To align such disruptive technological innovations with the conventional papermaking process, collaboration is key to the success of MFP.
One of the initial phases of collaboration was an ideation project where shareholders developed 64 ideas of which 13 were shortlisted prioritized with internal funding. The first project started was one proposed and led by ABB with a subset of shareholders called FOREST (Framework for Resource, Energy, Sustainability Treatment in paper production).
The objective of the FOREST project is to develop a framework for a digital twin for paper manufacturing processes that tracks energy and material flows, and thus ultimately also carbon flows and footprints, down to the sub-process and sub-product level.
Business Development Manager for ABB Pulp & Paper in Germany, Andreas Zehnpfund, explains that the framework of FOREST will lay the groundwork for the industry to create and use digital twins.
“The novel thing about this Framework is that it should be possible to pin the CO2 footprint to every intermediate or end product and to use CO2 reduction as an objective in optimizations of the process,” he says.
MFP project leader, Philip Kayser, says the type of expertise ABB offers as a digital leader to the MFP consortium is invaluable.
“The project group is working step by step through those working packages, finishing and then meeting again, putting all the information together, reassessing where we stand, and what's the next step,” he says.
“The group’s collective interdisciplinary expertise in digital twin technology is ground-laying in the industry and really helps to step up new and disruptive ideas.”
However, in a traditionally slow-moving industry, the MFP and its shareholders understand that time is of the essence when it comes to transformation and sustainability.
“At this point, we are working at early stages of technical readiness. Our goal in the next years will be to upscale our findings. Technological transfer into higher readiness levels is key for our shareholders in view of our roadmap towards climate-neutral papermaking,” Dominic says.
“Our pipeline of ideas, feasibility studies and early-stage developments are underway, but from there we must move from a lab an intermediate scale to a full industrial scale to fulfil our purpose.”
To achieve its goals, MFP receives equal basic funding from each shareholder. This will partially fund initial research projects in the fields of digitalization and more sustainable papermaking. In addition to these shareholders’ contributions, MFP relies on government grants for funding.

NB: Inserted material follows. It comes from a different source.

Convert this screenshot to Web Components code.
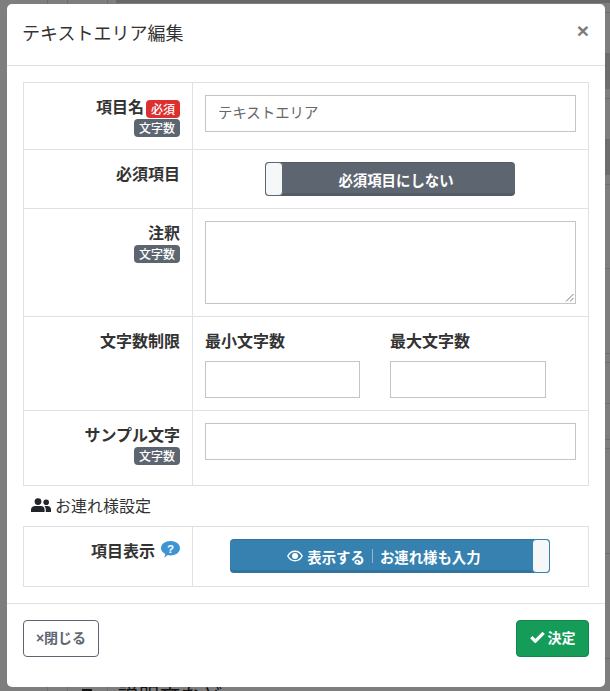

“It is an industry-backed project, and those shareholder grants are multiplied by a factor of about nine because we also apply for research grants from the German government,” says Dominic.
“What is unique about MFP is the diversity of companies that have come together under this initiative even though some are market competitors. Yet their combined mindset is that we have to do something impactful, and such significant change can only be realized when we work together.”